Go through the material and write it all out exactly, minus the pictures.

********

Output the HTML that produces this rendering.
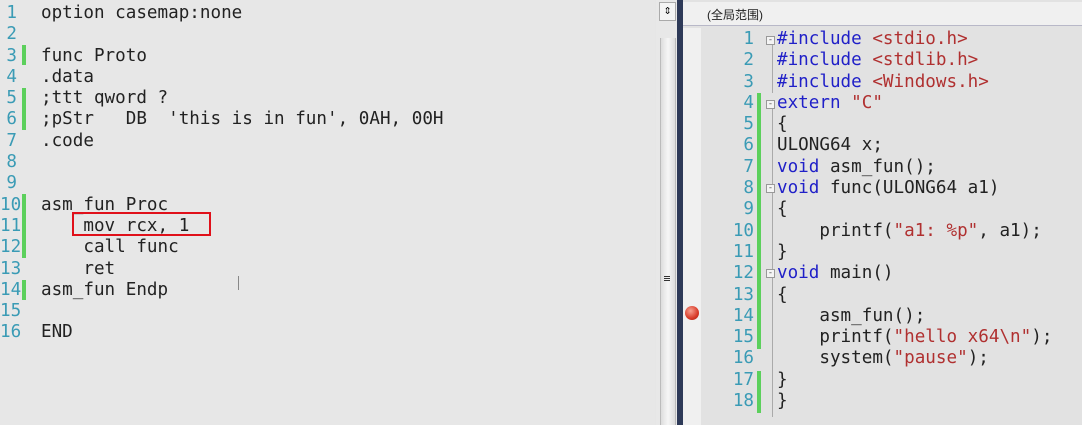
<!DOCTYPE html>
<html><head><meta charset="utf-8"><style>
body{margin:0;width:1082px;height:425px;overflow:hidden;background:#e6e6e6;position:relative;font-family:"DejaVu Sans Mono","Liberation Mono",monospace;}
.l{position:absolute;font-size:17.6px;line-height:21.3px;white-space:pre;color:#222;}
.n{position:absolute;font-size:17.6px;line-height:21.3px;color:#3a9bb5;text-align:right;}
.g{position:absolute;background:#5cd05c;width:4px;}
.k{color:#2020c8}.s{color:#b03030}
</style></head><body>
<div style="position:absolute;left:0;top:0;width:655px;height:425px;background:#e7e7e7"></div>
<div class="n" style="left:0;top:3px;width:17px">1<br>2<br>3<br>4<br>5<br>6<br>7<br>8<br>9<br>10<br>11<br>12<br>13<br>14<br>15<br>16</div>
<div class="g" style="left:22px;top:45px;height:20px"></div>
<div class="g" style="left:22px;top:88px;height:42px"></div>
<div class="g" style="left:22px;top:194px;height:64px"></div>
<div class="g" style="left:22px;top:280px;height:20px"></div>
<div class="l" style="left:41px;top:3px">option casemap:none

func Proto
.data
;ttt qword ?
;pStr   DB  'this is in fun', 0AH, 00H
.code


asm_fun Proc
    mov rcx, 1
    call func
    ret
asm_fun Endp

END</div>
<div style="position:absolute;left:72px;top:212px;width:135px;height:20px;border:2px solid #e0101a"></div>
<div style="position:absolute;left:238px;top:276px;width:1px;height:14px;background:#888"></div>
<div style="position:absolute;left:656px;top:0;width:21px;height:425px;background:#e8e8e8"></div>
<div style="position:absolute;left:659px;top:2px;width:15px;height:17px;background:#f4f4f4;border:1px solid #aaa;font-size:13px;line-height:16px;text-align:center;color:#000">&#8661;</div>
<div style="position:absolute;left:660px;top:38px;width:14px;height:387px;background:linear-gradient(90deg,#ddd,#f6f6f6,#ddd);border-left:1px solid #bbb;border-right:1px solid #bbb"></div>
<div style="position:absolute;left:664px;top:276px;width:6px;height:1px;background:#333;box-shadow:0 2px #333,0 4px #333"></div>
<div style="position:absolute;left:677px;top:0;width:6px;height:425px;background:#2e3a58"></div>
<div style="position:absolute;left:683px;top:0;width:399px;height:425px;background:#e2e2e2"></div>
<div style="position:absolute;left:683px;top:2px;width:399px;height:24px;background:#f0f0f0;border-bottom:1px solid #b8b8c8;font-family:'Liberation Sans','Noto Sans CJK SC',sans-serif;font-size:12px;line-height:26px;color:#222;padding-left:24px;box-sizing:border-box">(全局范围)</div>
<div style="position:absolute;left:683px;top:28px;width:18px;height:397px;background:#f0f0f0"></div>
<div style="position:absolute;left:685px;top:306px;width:14px;height:14px;border-radius:50%;background:radial-gradient(circle at 40% 35%,#f8a090,#d83a28 60%,#a02010)"></div>
<div class="n" style="left:700px;top:29px;width:54px">1<br>2<br>3<br>4<br>5<br>6<br>7<br>8<br>9<br>10<br>11<br>12<br>13<br>14<br>15<br>16<br>17<br>18</div>
<div class="g" style="left:757px;top:93px;height:256px"></div>
<div class="g" style="left:757px;top:371px;height:42px"></div>
<div style="position:absolute;left:772px;top:43px;width:1px;height:50px;background:#aaa"></div>
<div style="position:absolute;left:772px;top:107px;width:1px;height:310px;background:#aaa"></div>
<div style="position:absolute;left:766px;top:36px;width:9px;height:9px;border:1px solid #999;background:#f4f4f4;box-sizing:border-box;font-size:9px;line-height:7px;text-align:center;color:#555">-</div>
<div style="position:absolute;left:766px;top:100px;width:9px;height:9px;border:1px solid #999;background:#f4f4f4;box-sizing:border-box;font-size:9px;line-height:7px;text-align:center;color:#555">-</div>
<div style="position:absolute;left:766px;top:184px;width:9px;height:9px;border:1px solid #999;background:#f4f4f4;box-sizing:border-box;font-size:9px;line-height:7px;text-align:center;color:#555">-</div>
<div style="position:absolute;left:766px;top:269px;width:9px;height:9px;border:1px solid #999;background:#f4f4f4;box-sizing:border-box;font-size:9px;line-height:7px;text-align:center;color:#555">-</div>
<div class="l" style="left:777px;top:29px"><span class="k">#include</span> <span class="s">&lt;stdio.h&gt;</span>
<span class="k">#include</span> <span class="s">&lt;stdlib.h&gt;</span>
<span class="k">#include</span> <span class="s">&lt;Windows.h&gt;</span>
<span class="k">extern</span> <span class="s">"C"</span>
{
ULONG64 x;
<span class="k">void</span> asm_fun();
<span class="k">void</span> func(ULONG64 a1)
{
    printf(<span class="s">"a1: %p"</span>, a1);
}
<span class="k">void</span> main()
{
    asm_fun();
    printf(<span class="s">"hello x64\n"</span>);
    system(<span class="s">"pause"</span>);
}
}</div>
</body></html>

********

**Answer to this problem**
Output the HTML that produces this rendering.
<!DOCTYPE html>
<html><head><meta charset="utf-8"><style>
body{margin:0;width:1082px;height:425px;overflow:hidden;background:#e6e6e6;position:relative;font-family:"DejaVu Sans Mono","Liberation Mono",monospace;}
.l{position:absolute;font-size:17.6px;line-height:21.3px;white-space:pre;color:#222;}
.n{position:absolute;font-size:17.6px;line-height:21.3px;color:#3a9bb5;text-align:right;}
.g{position:absolute;background:#5cd05c;width:4px;}
.k{color:#2020c8}.s{color:#b03030}
</style></head><body>
<div style="position:absolute;left:0;top:0;width:655px;height:425px;background:#e7e7e7"></div>
<div class="n" style="left:0;top:3px;width:17px">1<br>2<br>3<br>4<br>5<br>6<br>7<br>8<br>9<br>10<br>11<br>12<br>13<br>14<br>15<br>16</div>
<div class="g" style="left:22px;top:45px;height:20px"></div>
<div class="g" style="left:22px;top:88px;height:42px"></div>
<div class="g" style="left:22px;top:194px;height:64px"></div>
<div class="g" style="left:22px;top:280px;height:20px"></div>
<div class="l" style="left:41px;top:3px">option casemap:none

func Proto
.data
;ttt qword ?
;pStr   DB  'this is in fun', 0AH, 00H
.code


asm_fun Proc
    mov rcx, 1
    call func
    ret
asm_fun Endp

END</div>
<div style="position:absolute;left:72px;top:212px;width:135px;height:20px;border:2px solid #e0101a"></div>
<div style="position:absolute;left:238px;top:276px;width:1px;height:14px;background:#888"></div>
<div style="position:absolute;left:656px;top:0;width:21px;height:425px;background:#e8e8e8"></div>
<div style="position:absolute;left:659px;top:2px;width:15px;height:17px;background:#f4f4f4;border:1px solid #aaa;font-size:13px;line-height:16px;text-align:center;color:#000">&#8661;</div>
<div style="position:absolute;left:660px;top:38px;width:14px;height:387px;background:linear-gradient(90deg,#ddd,#f6f6f6,#ddd);border-left:1px solid #bbb;border-right:1px solid #bbb"></div>
<div style="position:absolute;left:664px;top:276px;width:6px;height:1px;background:#333;box-shadow:0 2px #333,0 4px #333"></div>
<div style="position:absolute;left:677px;top:0;width:6px;height:425px;background:#2e3a58"></div>
<div style="position:absolute;left:683px;top:0;width:399px;height:425px;background:#e2e2e2"></div>
<div style="position:absolute;left:683px;top:2px;width:399px;height:24px;background:#f0f0f0;border-bottom:1px solid #b8b8c8;font-family:'Liberation Sans','Noto Sans CJK SC',sans-serif;font-size:12px;line-height:26px;color:#222;padding-left:24px;box-sizing:border-box">(全局范围)</div>
<div style="position:absolute;left:683px;top:28px;width:18px;height:397px;background:#f0f0f0"></div>
<div style="position:absolute;left:685px;top:306px;width:14px;height:14px;border-radius:50%;background:radial-gradient(circle at 40% 35%,#f8a090,#d83a28 60%,#a02010)"></div>
<div class="n" style="left:700px;top:29px;width:54px">1<br>2<br>3<br>4<br>5<br>6<br>7<br>8<br>9<br>10<br>11<br>12<br>13<br>14<br>15<br>16<br>17<br>18</div>
<div class="g" style="left:757px;top:93px;height:256px"></div>
<div class="g" style="left:757px;top:371px;height:42px"></div>
<div style="position:absolute;left:772px;top:43px;width:1px;height:50px;background:#aaa"></div>
<div style="position:absolute;left:772px;top:107px;width:1px;height:310px;background:#aaa"></div>
<div style="position:absolute;left:766px;top:36px;width:9px;height:9px;border:1px solid #999;background:#f4f4f4;box-sizing:border-box;font-size:9px;line-height:7px;text-align:center;color:#555">-</div>
<div style="position:absolute;left:766px;top:100px;width:9px;height:9px;border:1px solid #999;background:#f4f4f4;box-sizing:border-box;font-size:9px;line-height:7px;text-align:center;color:#555">-</div>
<div style="position:absolute;left:766px;top:184px;width:9px;height:9px;border:1px solid #999;background:#f4f4f4;box-sizing:border-box;font-size:9px;line-height:7px;text-align:center;color:#555">-</div>
<div style="position:absolute;left:766px;top:269px;width:9px;height:9px;border:1px solid #999;background:#f4f4f4;box-sizing:border-box;font-size:9px;line-height:7px;text-align:center;color:#555">-</div>
<div class="l" style="left:777px;top:29px"><span class="k">#include</span> <span class="s">&lt;stdio.h&gt;</span>
<span class="k">#include</span> <span class="s">&lt;stdlib.h&gt;</span>
<span class="k">#include</span> <span class="s">&lt;Windows.h&gt;</span>
<span class="k">extern</span> <span class="s">"C"</span>
{
ULONG64 x;
<span class="k">void</span> asm_fun();
<span class="k">void</span> func(ULONG64 a1)
{
    printf(<span class="s">"a1: %p"</span>, a1);
}
<span class="k">void</span> main()
{
    asm_fun();
    printf(<span class="s">"hello x64\n"</span>);
    system(<span class="s">"pause"</span>);
}
}</div>
</body></html>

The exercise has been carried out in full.